The information minister also called on people to stop blaming the federal government or the All Progressive Congress APC for the flooding as government is focusing on providing "temporal accommodation to Nigerians who are affected and have no were to go."

On his part, Mr Fashola said after the warnings were given, some people decided not to take the advice to relocate despite the alert through the Flood Warning System

"At least, let us dimension that whether it was in Pakistan, Florida, this early warnings were issued. Some people left, some people didn't leave. There are human issues. So let's just understand, first of all, is a human issue and let us not situate it as a Nigerian problem.

We're prepared

Similarly, the Minister for Humanitarian Affairs, Social Development and Disaster Management, Sadiya Umar - Faruk, said the ministries involved in providing relief materials to victims of the floods were ready to deliver.

Mrs Umar - Faruk said the ministry has dent grains to the states were the floods were expected to happen.

"To say that the ministries were not prepared for this emergency or this disaster that was about to happen, is not correct.
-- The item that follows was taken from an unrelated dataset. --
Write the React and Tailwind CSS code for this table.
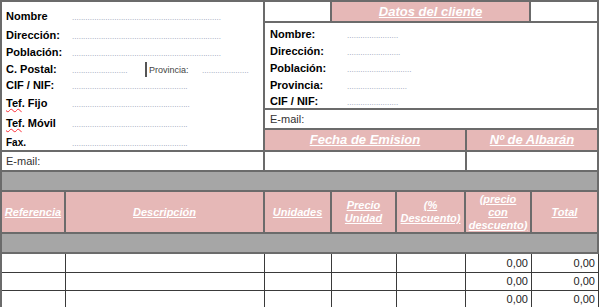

Because we have repositioned our warehouses to take stock of deployment as approved by His Excellency, Mr President to be handed over to the ministry and we have deployed these grains to the respective states that we expect this flood is going to happen. So, to say that we were not prepared is really not correct. We did our best and we are still doing what we're supposed to do," the minister said.

Also speaking at the press briefing, the minister of Water Resources, Sulaiman Ádámù, said the ministry worked on available data concerning the floods menace.

"There is no technology on earth, none that can tell you the extent of the floods, none whatsoever. You work on the basis of data that you have before. Now that the rains have come, that is what hydrology is all about, this is a record and now we're resetting the clock. In our future plans, we will now consider that this is the historical catastrophic level that we will not account for, that is what engineering does. This has never happened before."